We've also had some situations where combat starts with the monsters right next to us. Those of us with features like the polearm master feat, and all of us with missile weapons, are being screwed over a little bit. I don't know how the player with the alert feat is feeling but if I were him I'd be annoyed that taking the feat has essentially done nothing.
 

guachi

Hero
But as a show of hands, how many players here are comfortable with a DM that privileges a process of play that allows him to deny you fortune tests when he wants to mess with your character?

I raise my hand and say I'm not comfortable with a DM who uses the term "fortune tests" to describe anything in D&D because, as far as I'm aware, there is no game term "fortune tests" in D&D.
 

iserith

Magic Wordsmith
I have a situation at the moment that has made me think about leaving a game, and that is "surprise rounds".

I'm playing character class which gets some really nice abilities on the first round of combat and some other nice abilities if I act before another combatant.

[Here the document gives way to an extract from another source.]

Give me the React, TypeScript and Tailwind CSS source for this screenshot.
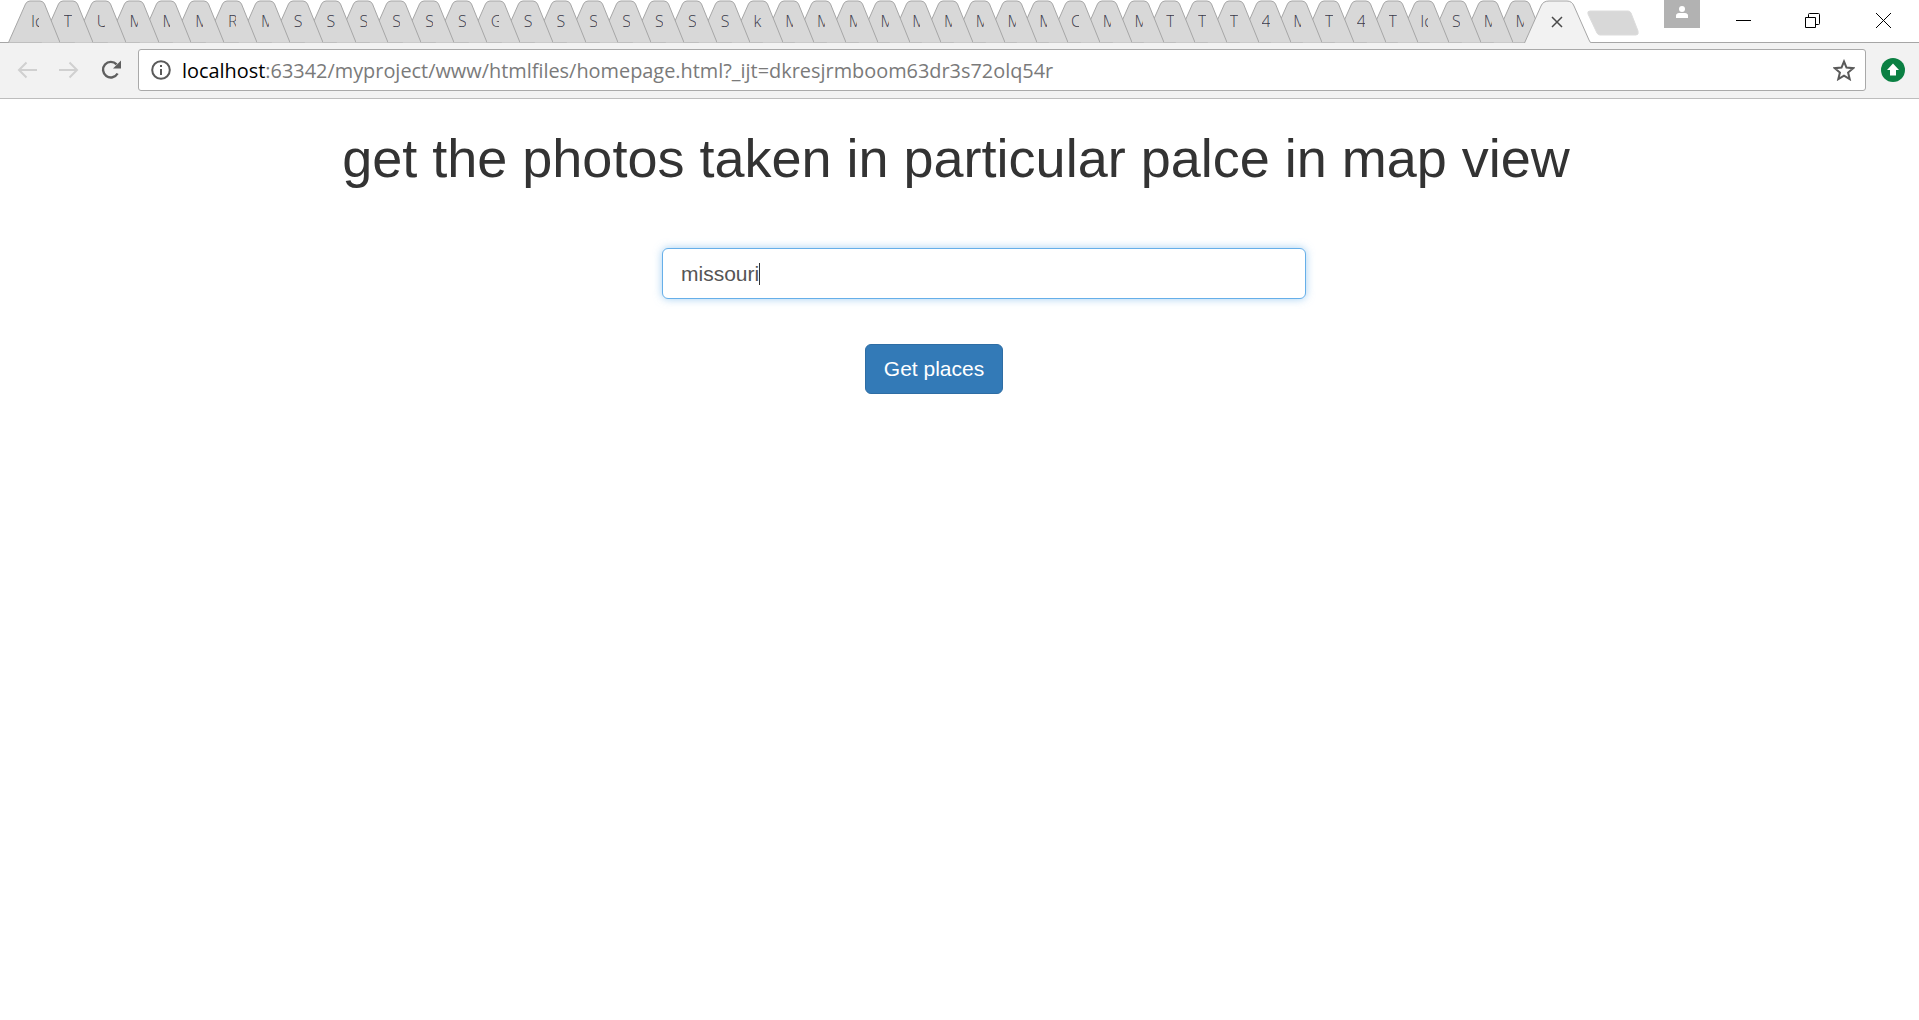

Surprise rounds screw with all of those.

We've also had some situations where combat starts with the monsters right next to us. Those of us with features like the polearm master feat, and all of us with missile weapons, are being screwed over a little bit. I don't know how the player with the alert feat is feeling but if I were him I'd be annoyed that taking the feat has essentially done nothing.

Is the DM just not running surprise correctly? There are no "surprise rounds." I've seen a ton of DMs get that wrong. Sometimes I even slip and call it that, even if I am running it correctly!
 

Nagol

Unimportant
I raise my hand and say I'm not comfortable with a DM who uses the term "fortune tests" to describe anything in D&D because, as far as I'm aware, there is no game term "fortune tests" in D&D.

There is in the art, however. A "fortune test" is any action that bases a result at least partially on random chance. Typically in RPGs that means a die roll. Contrast with fiat which is also not a term in D&D, but a commonly understood term of art.